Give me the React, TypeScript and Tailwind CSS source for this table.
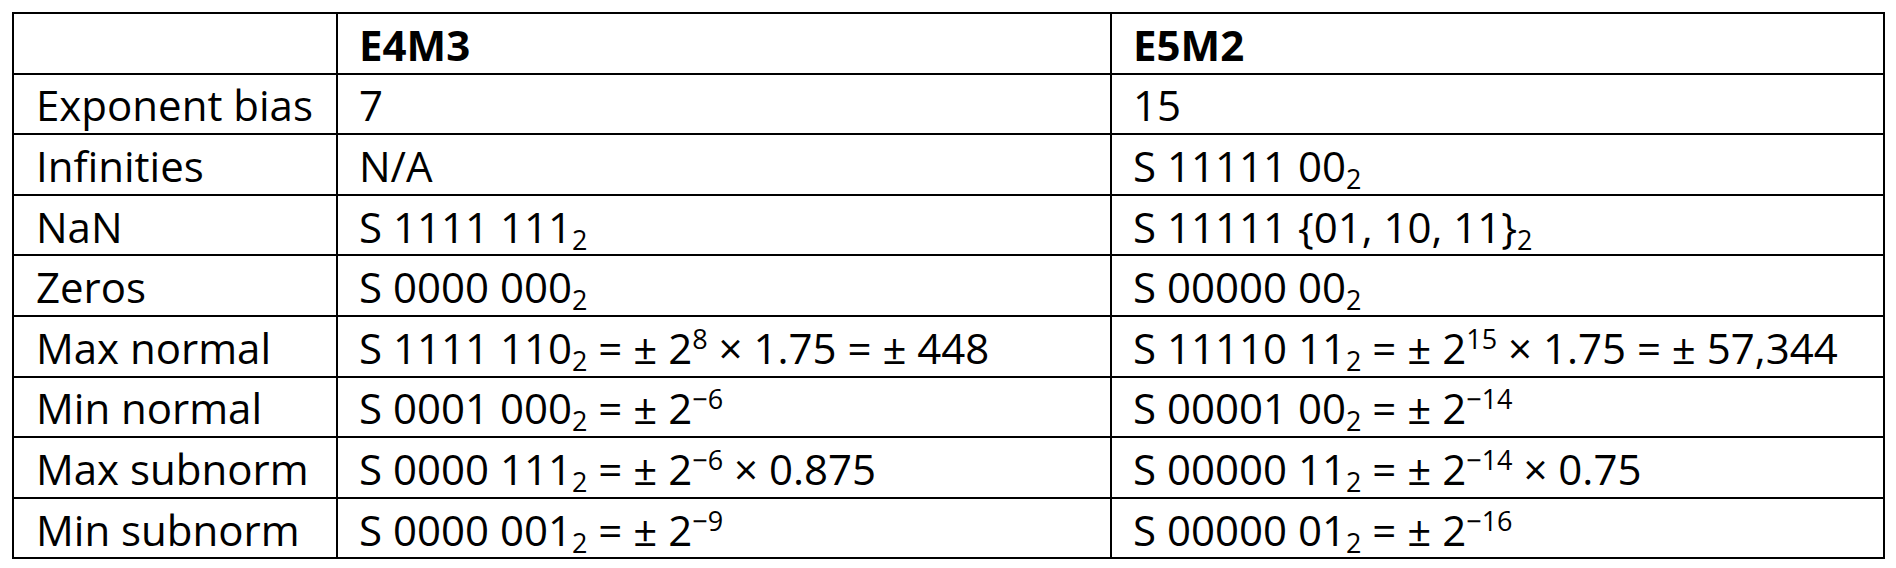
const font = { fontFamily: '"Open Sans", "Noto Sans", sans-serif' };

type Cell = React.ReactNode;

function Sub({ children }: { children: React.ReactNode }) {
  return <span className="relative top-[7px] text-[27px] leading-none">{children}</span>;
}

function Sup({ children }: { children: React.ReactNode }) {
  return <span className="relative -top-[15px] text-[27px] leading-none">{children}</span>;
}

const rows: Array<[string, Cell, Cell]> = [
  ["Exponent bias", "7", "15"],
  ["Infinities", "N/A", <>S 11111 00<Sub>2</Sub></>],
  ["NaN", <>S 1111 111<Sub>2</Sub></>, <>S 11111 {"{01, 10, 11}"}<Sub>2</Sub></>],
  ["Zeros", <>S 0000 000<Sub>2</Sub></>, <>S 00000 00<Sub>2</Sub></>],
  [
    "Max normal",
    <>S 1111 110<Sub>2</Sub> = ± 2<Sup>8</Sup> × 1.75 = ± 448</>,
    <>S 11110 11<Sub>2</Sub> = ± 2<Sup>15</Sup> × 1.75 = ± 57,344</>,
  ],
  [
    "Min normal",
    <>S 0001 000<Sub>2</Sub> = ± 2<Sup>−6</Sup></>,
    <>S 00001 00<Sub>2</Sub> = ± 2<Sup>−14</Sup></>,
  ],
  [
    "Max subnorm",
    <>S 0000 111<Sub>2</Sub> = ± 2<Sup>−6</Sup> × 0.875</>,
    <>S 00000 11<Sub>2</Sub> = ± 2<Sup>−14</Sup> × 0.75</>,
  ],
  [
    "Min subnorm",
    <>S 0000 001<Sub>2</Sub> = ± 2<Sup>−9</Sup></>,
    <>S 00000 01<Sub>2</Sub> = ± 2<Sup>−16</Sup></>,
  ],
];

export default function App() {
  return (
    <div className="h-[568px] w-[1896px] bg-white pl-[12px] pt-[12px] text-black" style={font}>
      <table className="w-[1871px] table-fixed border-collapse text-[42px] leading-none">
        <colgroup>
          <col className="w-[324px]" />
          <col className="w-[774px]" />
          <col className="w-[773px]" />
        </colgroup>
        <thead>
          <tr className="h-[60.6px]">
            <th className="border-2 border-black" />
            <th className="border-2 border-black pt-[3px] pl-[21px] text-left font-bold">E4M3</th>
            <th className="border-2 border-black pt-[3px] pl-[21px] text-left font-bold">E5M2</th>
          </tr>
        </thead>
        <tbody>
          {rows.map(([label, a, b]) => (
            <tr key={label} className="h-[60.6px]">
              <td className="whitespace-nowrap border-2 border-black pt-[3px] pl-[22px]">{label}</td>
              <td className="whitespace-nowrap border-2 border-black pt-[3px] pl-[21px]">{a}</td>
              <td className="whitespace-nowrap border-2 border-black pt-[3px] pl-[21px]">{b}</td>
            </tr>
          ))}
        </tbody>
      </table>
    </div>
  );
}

※

_Short exercise_
Give every line back word for word and leave the pictures out.

_Reply_
Give me the React, TypeScript and Tailwind CSS source for this table.
const font = { fontFamily: '"Open Sans", "Noto Sans", sans-serif' };

type Cell = React.ReactNode;

function Sub({ children }: { children: React.ReactNode }) {
  return <span className="relative top-[7px] text-[27px] leading-none">{children}</span>;
}

function Sup({ children }: { children: React.ReactNode }) {
  return <span className="relative -top-[15px] text-[27px] leading-none">{children}</span>;
}

const rows: Array<[string, Cell, Cell]> = [
  ["Exponent bias", "7", "15"],
  ["Infinities", "N/A", <>S 11111 00<Sub>2</Sub></>],
  ["NaN", <>S 1111 111<Sub>2</Sub></>, <>S 11111 {"{01, 10, 11}"}<Sub>2</Sub></>],
  ["Zeros", <>S 0000 000<Sub>2</Sub></>, <>S 00000 00<Sub>2</Sub></>],
  [
    "Max normal",
    <>S 1111 110<Sub>2</Sub> = ± 2<Sup>8</Sup> × 1.75 = ± 448</>,
    <>S 11110 11<Sub>2</Sub> = ± 2<Sup>15</Sup> × 1.75 = ± 57,344</>,
  ],
  [
    "Min normal",
    <>S 0001 000<Sub>2</Sub> = ± 2<Sup>−6</Sup></>,
    <>S 00001 00<Sub>2</Sub> = ± 2<Sup>−14</Sup></>,
  ],
  [
    "Max subnorm",
    <>S 0000 111<Sub>2</Sub> = ± 2<Sup>−6</Sup> × 0.875</>,
    <>S 00000 11<Sub>2</Sub> = ± 2<Sup>−14</Sup> × 0.75</>,
  ],
  [
    "Min subnorm",
    <>S 0000 001<Sub>2</Sub> = ± 2<Sup>−9</Sup></>,
    <>S 00000 01<Sub>2</Sub> = ± 2<Sup>−16</Sup></>,
  ],
];

export default function App() {
  return (
    <div className="h-[568px] w-[1896px] bg-white pl-[12px] pt-[12px] text-black" style={font}>
      <table className="w-[1871px] table-fixed border-collapse text-[42px] leading-none">
        <colgroup>
          <col className="w-[324px]" />
          <col className="w-[774px]" />
          <col className="w-[773px]" />
        </colgroup>
        <thead>
          <tr className="h-[60.6px]">
            <th className="border-2 border-black" />
            <th className="border-2 border-black pt-[3px] pl-[21px] text-left font-bold">E4M3</th>
            <th className="border-2 border-black pt-[3px] pl-[21px] text-left font-bold">E5M2</th>
          </tr>
        </thead>
        <tbody>
          {rows.map(([label, a, b]) => (
            <tr key={label} className="h-[60.6px]">
              <td className="whitespace-nowrap border-2 border-black pt-[3px] pl-[22px]">{label}</td>
              <td className="whitespace-nowrap border-2 border-black pt-[3px] pl-[21px]">{a}</td>
              <td className="whitespace-nowrap border-2 border-black pt-[3px] pl-[21px]">{b}</td>
            </tr>
          ))}
        </tbody>
      </table>
    </div>
  );
}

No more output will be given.